记得那是一个难得平静的片刻,岳父刚刚苏醒过来,枯涩的眼神里流露出了想与我交流的渴望。我知道他是一位特别崇尚入土为安观念的传统老人,针对他从前的思想顾虑,我开导他:“生命的离去就像燃尽的蜡烛一样,只要活着无怨无悔,死去也该无牵无挂。”出乎我意料的是,原本对生命的善后与灵魂的归宿一直耿耿于怀的岳父,此刻的反应竟是一反常态的豁达:“唉,伟人都可以火化,把骨灰撒进了大海,我一介百姓又有何所怨呢?活过见过便足矣。”作为一位思想观念植根于旧时代土壤的老人,能道出此言实在难得,我不禁感慨且庆幸他在这最后的时刻自我解开了一个顽固了大半生的心结。
目睹残酷的情状,我真企盼岳父能平静地离去。
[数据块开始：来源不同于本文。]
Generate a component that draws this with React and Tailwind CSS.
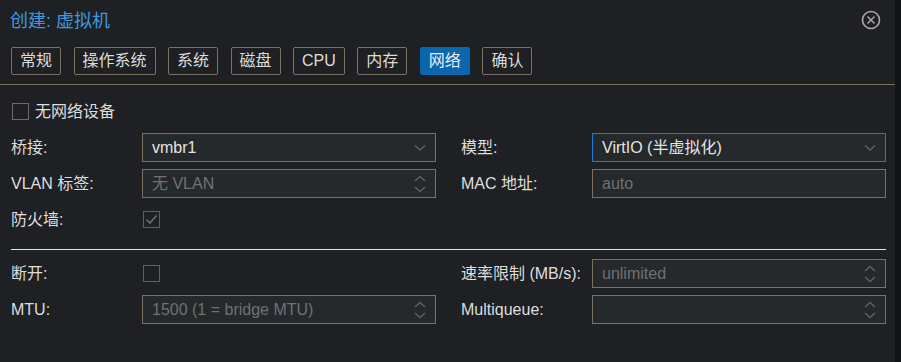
import React from "react";

const FONT = { fontFamily: '"Liberation Sans", "Noto Sans CJK SC", sans-serif' };

function ChevronDown() {
  return (
    <svg width="12" height="8" viewBox="0 0 12 8" className="shrink-0">
      <polyline points="1,1.5 6,6 11,1.5" fill="none" stroke="#5e6163" strokeWidth="1.5" />
    </svg>
  );
}

function Spinner() {
  return (
    <svg width="12" height="20" viewBox="0 0 12 20" className="shrink-0">
      <polyline points="1,7 6,2.5 11,7" fill="none" stroke="#5e6163" strokeWidth="1.5" />
      <polyline points="1,13 6,17.5 11,13" fill="none" stroke="#5e6163" strokeWidth="1.5" />
    </svg>
  );
}

function Field({ value, dim, kind, active }) {
  return (
    <div
      className={`flex h-[29px] w-[294px] items-center justify-between border bg-[#25292b] pl-[9px] pr-[9px] ${
        active ? "border-[#1a7fd4]" : "border-[#7c7264]"
      }`}
    >
      <span className={`pt-px text-[16px] leading-none ${dim ? "text-[#6f7173]" : "text-[#e4e4e4]"}`}>{value}</span>
      {kind === "select" ? <ChevronDown /> : kind === "spin" ? <Spinner /> : null}
    </div>
  );
}

function Checkbox({ checked, light }) {
  return (
    <div
      className={`flex h-[17px] w-[17px] items-center justify-center border ${
        light ? "border-[#6b6b6b]" : "border-[#5d5f60]"
      }`}
    >
      {checked && (
        <svg width="13" height="11" viewBox="0 0 13 11">
          <polyline points="1.5,5.5 5,9 11.5,1.5" fill="none" stroke="#6d6f70" strokeWidth="1.6" />
        </svg>
      )}
    </div>
  );
}

function Row({ label, children }) {
  return (
    <div className="flex h-[29px] items-center">
      <div className="w-[131px] shrink-0 pt-px text-[16px] leading-none text-[#dedede]">{label}</div>
      {children}
    </div>
  );
}

const tabs = ["常规", "操作系统", "系统", "磁盘", "CPU", "内存", "网络", "确认"];

export default function App() {
  return (
    <div className="flex h-[362px] w-[901px] overflow-hidden bg-[#1f2023]" style={FONT}>
      <div className="flex w-[895px] shrink-0 flex-col">
        {/* header */}
        <div className="flex h-[40px] items-center justify-between pl-[10px] pr-[14px]">
          <span className="pt-px text-[18px] leading-none text-[#3d9be0]">创建: 虚拟机</span>
          <svg width="20" height="20" viewBox="0 0 20 20">
            <circle cx="10" cy="10" r="8.5" fill="none" stroke="#a9a9a9" strokeWidth="1.6" />
            <line x1="6.5" y1="6.5" x2="13.5" y2="13.5" stroke="#a9a9a9" strokeWidth="1.5" />
            <line x1="13.5" y1="6.5" x2="6.5" y2="13.5" stroke="#a9a9a9" strokeWidth="1.5" />
          </svg>
        </div>
        {/* tabs */}
        <div className="flex gap-[12.5px] pl-[11px] pt-[7px] pb-[9px]">
          {tabs.map((t) => (
            <div
              key={t}
              className={`flex h-[28px] items-center rounded-[2px] border px-2 text-[16px] leading-none ${
                t === "网络"
                  ? "border-[#0b66ae] bg-[#0b66ae] text-[#e8eef5]"
                  : "border-[#7c7264] text-[#dcdcdc]"
              }`}
            >
              {t}
            </div>
          ))}
        </div>
        <div className="h-px bg-[#7c7264]" />
        {/* form */}
        <div className="px-[11px] pt-[12px]">
          <div className="grid grid-cols-[425px_425px] gap-x-[25px] gap-y-[7px]">
            <div className="flex h-[29px] items-center gap-[6px] pl-px">
              <Checkbox light />
              <span className="text-[16px] leading-none text-[#dedede]">无网络设备</span>
            </div>
            <div />
            <Row label="桥接:">
              <Field value="vmbr1" kind="select" />
            </Row>
            <Row label="模型:">
              <Field value="VirtIO (半虚拟化)" kind="select" active />
            </Row>
            <Row label="VLAN 标签:">
              <Field value="无 VLAN" dim kind="spin" />
            </Row>
            <Row label="MAC 地址:">
              <Field value="auto" dim />
            </Row>
            <Row label="防火墙:">
              <div className="pl-px">
                <Checkbox checked />
              </div>
            </Row>
            <div />
          </div>
          <div className="mt-[15px] h-px w-[875px] bg-[#e2e2e2]" />
          <div className="mt-[9px] grid grid-cols-[425px_425px] gap-x-[25px] gap-y-[7px]">
            <Row label="断开:">
              <div className="pl-px">
                <Checkbox />
              </div>
            </Row>
            <Row label="速率限制 (MB/s):">
              <Field value="unlimited" dim kind="spin" />
            </Row>
            <Row label="MTU:">
              <Field value="1500 (1 = bridge MTU)" dim kind="spin" />
            </Row>
            <Row label="Multiqueue:">
              <Field value="" dim kind="spin" />
            </Row>
          </div>
        </div>
      </div>
      <div className="flex-1 bg-[#131416]" />
    </div>
  );
}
我从一本书上读到——当辞世者的生命进入倒计之时,其未死亡的意识里可能会装满坠入悬崖的黑色恐怖……此刻,亲人一定要紧紧握住他(她)的手。我愿意相信这种暂无根据的揣测,也做好了这种特别“救助”与“安抚”的心理准备。不料岳父在一次剧痛过后竟艰难而恳切地对我说:“我断气的时候,你不要呆在我身边,记住呀!”听了这话我实在感动——善良的老人错误地认为自己的最后一口气会传染病毒,或者担心其恐怖的肖像会留在后人长久的记忆里。
俗人毕竟不是钢铁,而在我的记忆里,生活中的岳父还算是一位挺得住苦痛的人,但在弥留之际最令我揪心的还是他那难以抑制的呻吟——那从牙缝里挤压出来的是人生中咬碎了的最苦的聚积及其做人的真善,一声声的“走啊,快走啊”成了他生命最后的沉重咏叹;呻吟过后的每一次喘息总要搀和一句寄予后人的忠告:“平安才是福啊,再忙也莫累坏身子啊!”在老人生命的每一次黑夜来临的时候,我曾经荒唐地渴望过:生命如果没有死亡的终结或者安乐之死的理智能压倒亲情伦理俗念该多好啊! 每每至此,愧为孝辈的我们却只能在医学允许的前提下,施加一点可能减轻他痛苦的相助作为回报,除此外,唯有背后无奈的叹息与落泪……
就这样,岳父终于离去了。我不想过多地用苦涩的文字去描述初历亲人生死离别的痛苦——人生的善始善终到底自古难全,这是造化留给人类的必然。从这段特别的第一次人生经历中,我获得的思想是厚实而沉重的。